The Golden Season of Cuba Baseball

Osmel Almaguer

Cuban baseball fans at the Latinoamericano Stadium in Havana.

The fiftieth edition of the Cuban National Baseball Series has been dubbed the “Golden Season,” evidently in reference to the round figure it will mark since it has nothing to do with the quality of our national sport.

Expectations that were sowed before the season began (those of a high-quality season ensured by fifty years of experience and successes, and a certain air of classicism) have gradually collapsed even though we still haven’t finished the first third of the regular season.

More than indicators, the symptoms of decline — much more radical since the last season —are scandalous.  The general tendency has been for the batting to silence the pitching, which in general also doesn’t have good defensive to back it.  The batting average is about the .290, nearly the highest index in the history of our baseball; the pitching performance has been well above four earned runs in each nine-inning game, and the defensive average has fallen to .970.

Perhaps these data are not very illustrative, but if we look at the box score daily we can see the clear tendency for more than one team to commit four or five errors in a game, more than two teams batting five or six homeruns in any match, and almost half of these end up in high scores.

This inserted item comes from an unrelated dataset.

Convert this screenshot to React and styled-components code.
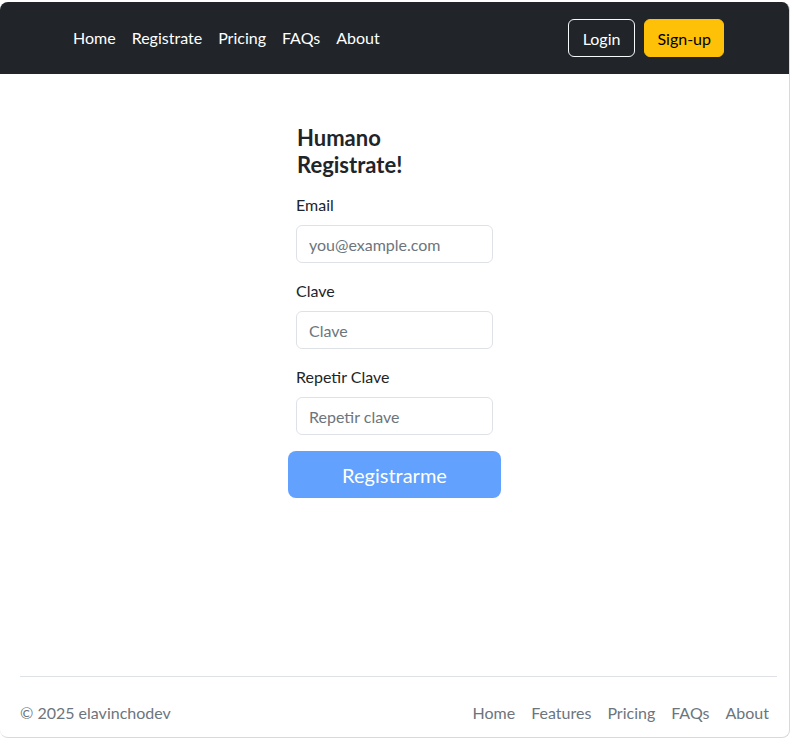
import styled, { createGlobalStyle } from "styled-components";

const Global = createGlobalStyle`
  html, body { margin: 0; padding: 0; background: #ffffff; }
  body { font-family: "Lato", "Open Sans", sans-serif; color: #212529; }
  * { box-sizing: border-box; }
`

const Frame = styled.div`
  margin-top: 2px;
  width: 790px;
  height: 736px;
  border-right: 1px solid #d9d9d9;
  border-bottom: 1px solid #d9d9d9;
  border-radius: 8px;
  overflow: hidden;
  display: flex;
  flex-direction: column;
  background: #fff;
`

const Navbar = styled.header`
  height: 72px;
  background: #212529;
  display: flex;
  align-items: center;
  padding: 0 65px 0 65px;
`

const NavLinks = styled.nav`
  display: flex;
  flex: 1;
  margin-top: -2px;
`

const NavLink = styled.a`
  color: #fff;
  font-size: 16px;
  padding: 0 8px;
  text-decoration: none;
`

const NavButton = styled.button`
  height: 38px;
  padding: 0 ${p => p.$primary ? "12px" : "14px"};
  font-family: inherit;
  font-size: 16px;
  border-radius: 6px;
  cursor: pointer;
  border: 1px solid ${p => p.$primary ? "#ffc107" : "#f8f9fa"};
  background: ${p => p.$primary ? "#ffc107" : "transparent"};
  color: ${p => p.$primary ? "#000" : "#fff"};
  margin-left: ${p => p.$primary ? "9px" : "0"};
`

const Main = styled.main`
  flex: 1;
  display: flex;
  justify-content: center;
  padding-top: 50px;
`

const Form = styled.form`
  width: 213px;
  display: flex;
  flex-direction: column;
`

const Title = styled.h1`
  margin: 0 0 15px 9px;
  font-size: 22px;
  line-height: 27px;
  font-weight: 700;
`

const Field = styled.div`
  padding: 0 8px;
  margin-bottom: 16px;
`

const Label = styled.label`
  display: block;
  font-size: 16px;
  line-height: 24px;
  margin-bottom: 8px;
`

const Input = styled.input`
  display: block;
  width: 197px;
  height: 38px;
  padding: 6px 12px;
  font-family: inherit;
  font-size: 16px;
  color: #212529;
  border: 1px solid #dee2e6;
  border-radius: 6px;
  outline: 0;
  &::placeholder { color: #6c757d; }
`

const Submit = styled.button`
  height: 47px;
  border: none;
  border-radius: 8px;
  background: #62a1fe;
  color: #fff;
  font-family: inherit;
  font-size: 20px;
`

const Footer = styled.footer`
  margin: 0 12px 0 20px;
  border-top: 1px solid #dee2e6;
  height: 61px;
  display: flex;
  align-items: center;
  justify-content: space-between;
  padding-top: 10px;
  color: #6c757d;
  font-size: 16px;
`

const FootLinks = styled.nav`
  display: flex;
`

const FootLink = styled.a`
  color: #6c757d;
  text-decoration: none;
  padding: 0 8px;
`

export default function App() {
  return (
    <>
      <Global />
      <Frame>
        <Navbar>
          <NavLinks>
            {["Home", "Registrate", "Pricing", "FAQs", "About"].map(l => (
              <NavLink key={l} href="#">{l}</NavLink>
            ))}
          </NavLinks>
          <NavButton>Login</NavButton>
          <NavButton $primary>Sign-up</NavButton>
        </Navbar>
        <Main>
          <Form onSubmit={e => e.preventDefault()}>
            <Title>Humano<br />Registrate!</Title>
            <Field>
              <Label>Email</Label>
              <Input type="email" placeholder="you@example.com" />
            </Field>
            <Field>
              <Label>Clave</Label>
              <Input type="password" placeholder="Clave" />
            </Field>
            <Field>
              <Label>Repetir Clave</Label>
              <Input type="password" placeholder="Repetir clave" />
            </Field>
            <Submit disabled>Registrarme</Submit>
          </Form>
        </Main>
        <Footer>
          <span>© 2025 elavinchodev</span>
          <FootLinks>
            {["Home", "Features", "Pricing", "FAQs", "About"].map(l => (
              <FootLink key={l} href="#">{l}</FootLink>
            ))}
          </FootLinks>
        </Footer>
      </Frame>
    </>
  )
}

If that still weren’t enough, when we sit down in front of the TV to watch the games that are broadcast, the first thing we’ll notice is the dearth of viewing options.  ICRT (the Cuban Institute of Radio and Television) argues that it can only cover one game a day (except during the playoffs).  However let’s remember that we’re talking about more than the national sport; baseball is one of the principal ideological tools on which the revolutionary government counts.

Another remarkable fact is that the games featured on TV are sometimes not the best match-ups.  Recently we had the “great fortune” of being able to view all the plays in the series between Holguin and Guantanamo, two of the basement-level teams in the eastern region.

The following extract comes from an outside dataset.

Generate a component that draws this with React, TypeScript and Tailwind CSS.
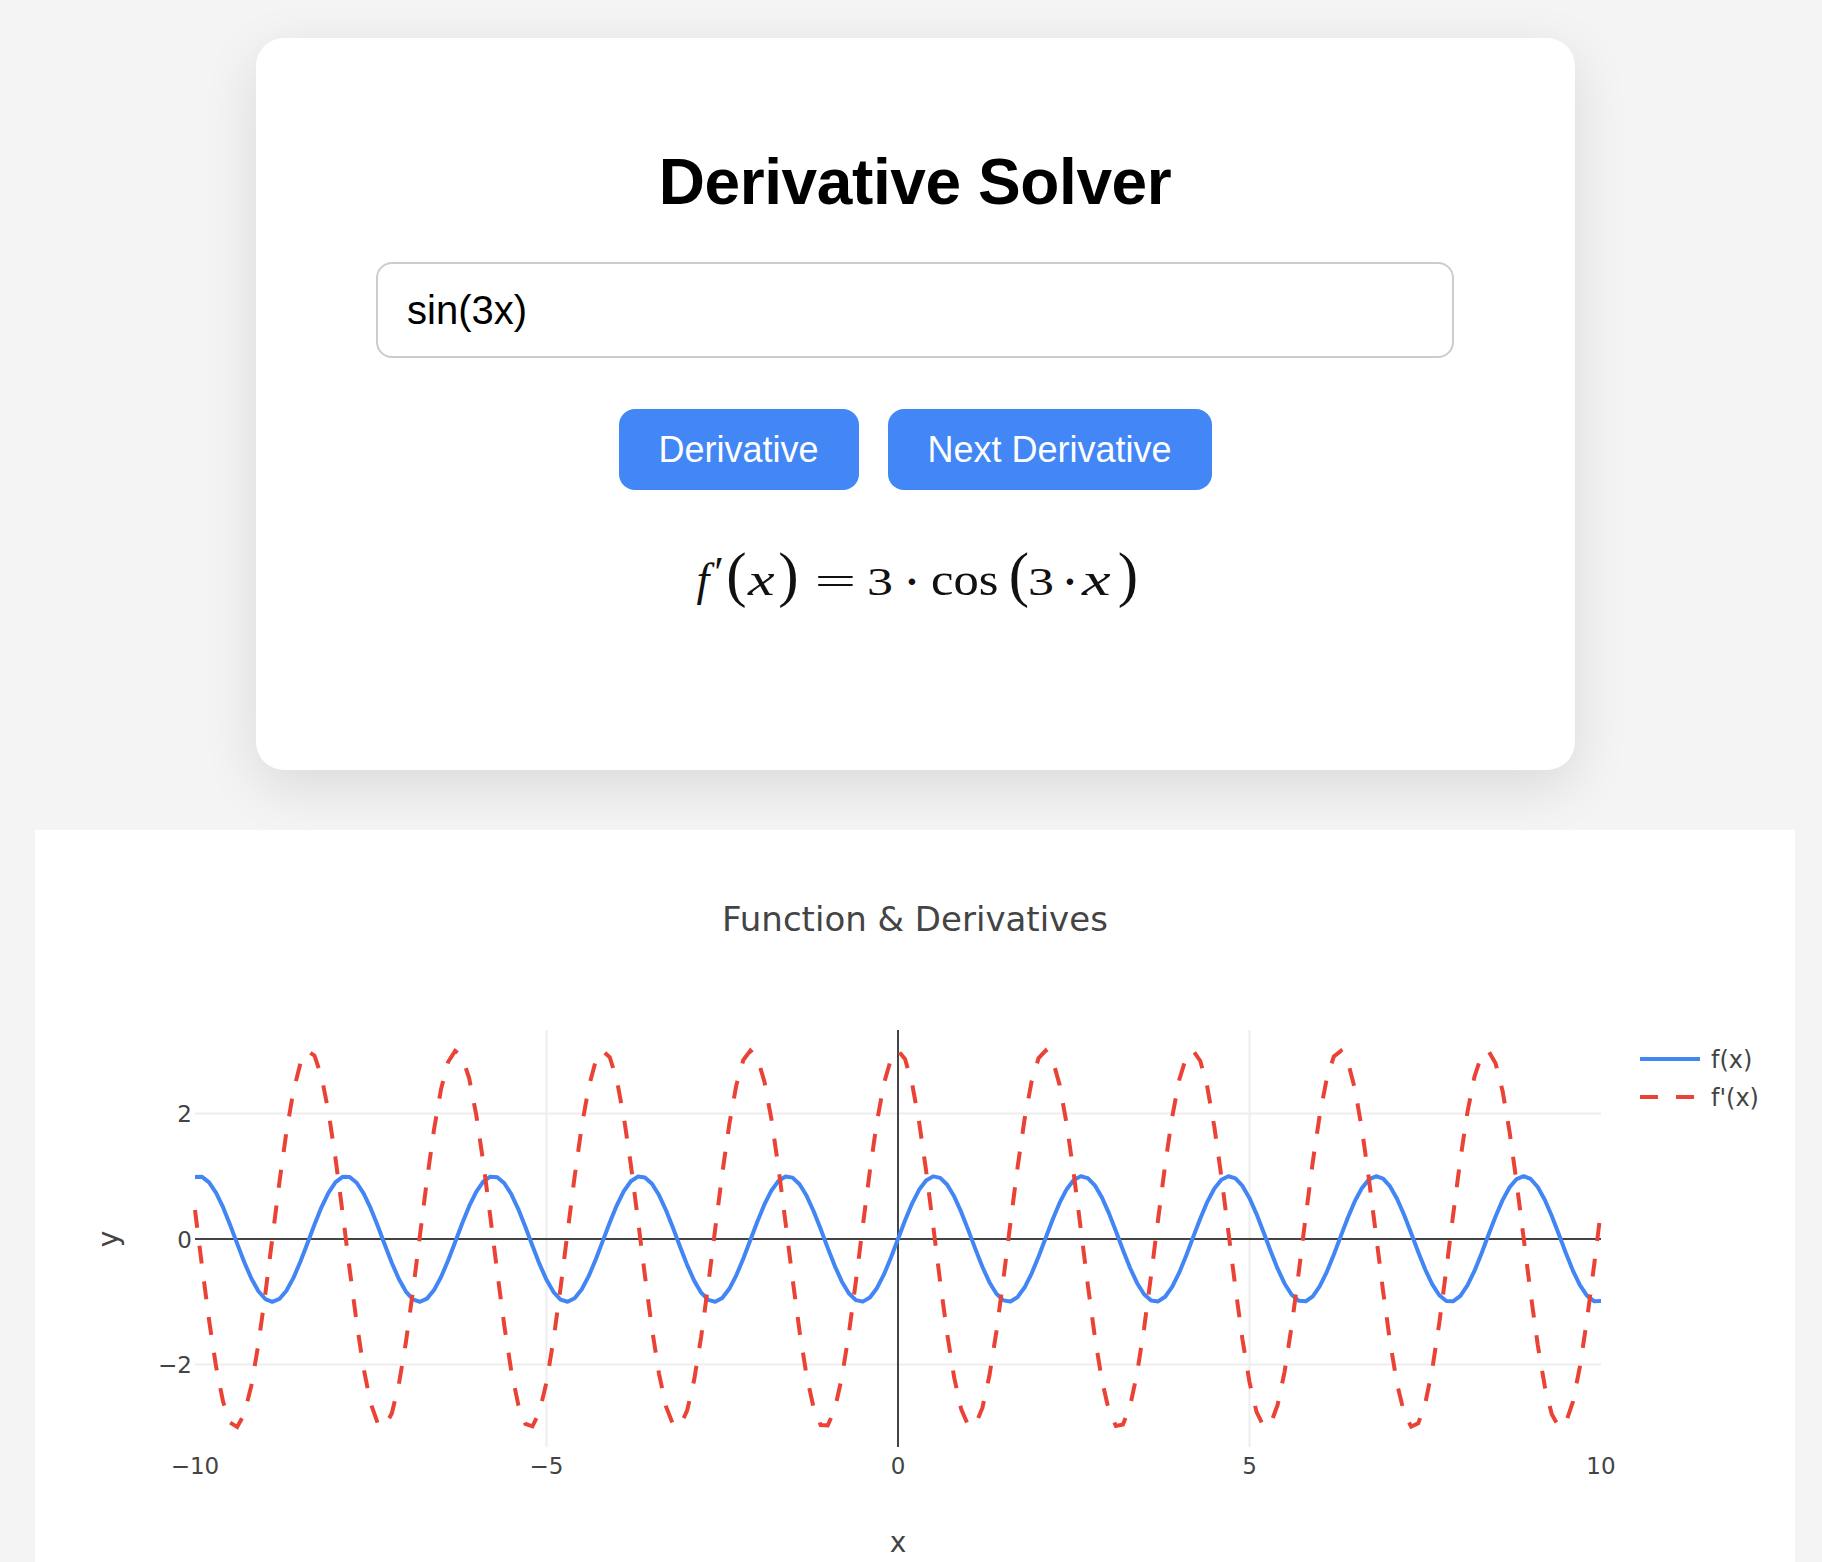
import { useMemo, useState } from "react";

const BLUE = "#4285f4";
const RED = "#ea4335";

// plot area, in px inside the chart box
const X0 = 160;
const X1 = 1566;
const TOP = 200;
const BOTTOM = 617;
const sx = (x: number) => 863 + x * 70.3;
const sy = (y: number) => 409 - y * 62.8;

const buildPath = (fn: (x: number) => number) => {
    const pts: string[] = [];
    for (let i = 0; i <= 200; i++) {
        const x = -10 + i * 0.1;
        pts.push(`${i === 0 ? "M" : "L"}${sx(x).toFixed(2)},${sy(fn(x)).toFixed(2)}`);
    }
    return pts.join(" ");
};

const Chart = () => {
    const fPath = useMemo(() => buildPath((x) => Math.sin(3 * x)), []);
    const dPath = useMemo(() => buildPath((x) => 3 * Math.cos(3 * x)), []);

    const font = "font-['DejaVu_Sans',Verdana,sans-serif] fill-[#444]";

    return (
        <svg width={1760} height={732} className="block">
            {/* grid */}
            <line x1={sx(-5)} x2={sx(-5)} y1={TOP} y2={BOTTOM} stroke="#eee" strokeWidth={2} />
            <line x1={sx(5)} x2={sx(5)} y1={TOP} y2={BOTTOM} stroke="#eee" strokeWidth={2} />
            <line x1={X0} x2={X1} y1={sy(2)} y2={sy(2)} stroke="#eee" strokeWidth={2} />
            <line x1={X0} x2={X1} y1={sy(-2)} y2={sy(-2)} stroke="#eee" strokeWidth={2} />
            {/* zero lines */}
            <line x1={sx(0)} x2={sx(0)} y1={TOP} y2={BOTTOM} stroke="#444" strokeWidth={2} />
            <line x1={X0} x2={X1} y1={sy(0)} y2={sy(0)} stroke="#444" strokeWidth={2} />

            <path d={fPath} fill="none" stroke={BLUE} strokeWidth={4} strokeLinejoin="round" />
            <path d={dPath} fill="none" stroke={RED} strokeWidth={4} strokeDasharray="18 18" />

            {/* title */}
            <text x={880} y={101} textAnchor="middle" className={`${font} text-[34px]`}>
                Function &amp; Derivatives
            </text>

            {/* x ticks */}
            {[-10, -5, 0, 5, 10].map((v) => (
                <text key={v} x={sx(v)} y={644} textAnchor="middle" className={`${font} text-[23px]`}>
                    {v < 0 ? `\u2212${-v}` : v}
                </text>
            ))}
            {/* y ticks */}
            {[2, 0, -2].map((v) => (
                <text key={v} x={157} y={sy(v) + 8.5} textAnchor="end" className={`${font} text-[23px]`}>
                    {v < 0 ? `\u2212${-v}` : v}
                </text>
            ))}

            {/* axis titles */}
            <text x={863} y={722} textAnchor="middle" className={`${font} text-[28px]`}>
                x
            </text>
            <text x={83} y={409} textAnchor="middle" transform="rotate(-90 83 409)" className={`${font} text-[28px]`}>
                y
            </text>

            {/* legend */}
            <line x1={1605} x2={1665} y1={229} y2={229} stroke={BLUE} strokeWidth={4} />
            <text x={1676} y={238} className={`${font} text-[24px]`}>
                f(x)
            </text>
            <line x1={1605} x2={1665} y1={267} y2={267} stroke={RED} strokeWidth={4} strokeDasharray="18 18" />
            <text x={1676} y={276} className={`${font} text-[24px]`}>
                f'(x)
            </text>
        </svg>
    );
};

// one glyph of the formula, centred in a fixed cell
const G = ({ w, ml, cls, children }: { w: string; ml: string; cls: string; children: string }) => (
    <span className={`flex justify-center ${w} ${ml}`}>
        <span className={`inline-block whitespace-nowrap ${cls}`}>{children}</span>
    </span>
);

const Formula = () => (
    <div className="mt-[55px] flex items-baseline font-['Liberation_Serif','DejaVu_Serif',serif] leading-[60px] text-[#111]">
        <G w="w-[23px]" ml="ml-0" cls="text-[46px] italic">f</G>
        <G w="w-[5px]" ml="ml-[2px]" cls="text-[44px] -translate-y-[8px]">′</G>
        <G w="w-[14px]" ml="ml-[8px]" cls="text-[61px]">(</G>
        <G w="w-[28px]" ml="ml-[4px]" cls="text-[46px] italic scale-x-[1.3]">x</G>
        <G w="w-[16px]" ml="ml-[5px]" cls="text-[61px]">)</G>
        <G w="w-[37px]" ml="ml-[20px]" cls="text-[40px] scale-x-[1.85]">=</G>
        <G w="w-[23px]" ml="ml-[15px]" cls="text-[40px] scale-x-[1.3]">3</G>
        <G w="w-[7px]" ml="ml-[17px]" cls="text-[40px] font-bold">·</G>
        <G w="w-[67px]" ml="ml-[16px]" cls="text-[46px] scale-x-[1.1]">cos</G>
        <G w="w-[15px]" ml="ml-[13px]" cls="text-[61px]">(</G>
        <G w="w-[23px]" ml="ml-[3px]" cls="text-[40px] scale-x-[1.3]">3</G>
        <G w="w-[7px]" ml="ml-[14px]" cls="text-[40px] font-bold">·</G>
        <G w="w-[31px]" ml="ml-[7px]" cls="text-[46px] italic scale-x-[1.4]">x</G>
        <G w="w-[21px]" ml="ml-[6px]" cls="text-[61px]">)</G>
    </div>
);

export default function App() {
    const [expr, setExpr] = useState("sin(3x)");

    return (
        <div className="h-[1562px] overflow-hidden bg-[#f4f4f4] pl-[35px] pt-[38px]">
            <div className="w-[1760px]">
                <div className="mx-auto flex h-[732px] w-[1319px] flex-col items-center rounded-[28px] bg-white pt-[107px] shadow-[0_16px_56px_rgba(0,0,0,0.11)]">
                    <h1 className="font-['Liberation_Sans',Arial,sans-serif] text-[64px] leading-[74px] font-bold tracking-[-0.4px] text-black">
                        Derivative Solver
                    </h1>

                    <input
                        value={expr}
                        onChange={(e) => setExpr(e.target.value)}
                        className="mt-[43px] h-[96px] w-[1078px] rounded-[16px] border-2 border-[#ccc] bg-white pl-[29px] font-['Liberation_Sans',Arial,sans-serif] text-[40px] text-black outline-none"
                    />

                    <div className="mt-[51px] flex gap-[29px]">
                        <button className="h-[81px] w-[240px] rounded-[16px] bg-[#4287f5] font-['Liberation_Sans',Arial,sans-serif] text-[36px] text-white">
                            Derivative
                        </button>
                        <button className="h-[81px] w-[324px] rounded-[16px] bg-[#4287f5] font-['Liberation_Sans',Arial,sans-serif] text-[36px] text-white">
                            Next Derivative
                        </button>
                    </div>

                    <Formula />
                </div>

                <div className="mt-[60px] h-[732px] w-[1760px] bg-white">
                    <Chart />
                </div>
            </div>
        </div>
    );
}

However, the saddest of all is when we notice that the great majority of the teams, decimated by the emigration of top-notch players to the United States, are made up of players who in many cases aren’t up to the league level.

I’m not referring here to their talent, power or speed, but rather to their understanding of the fundamentals of baseball, their mastery of defensive mechanics, their knowledge of what to do at each moment in a game, how to think and make decisions that positively influence the final score.

That is what’s lacking, and if you doubt it, why do we increasingly hear the opinion — even in the circles of sports journalists — that a more elite national series should be organized, one that assembles the real talent we have left.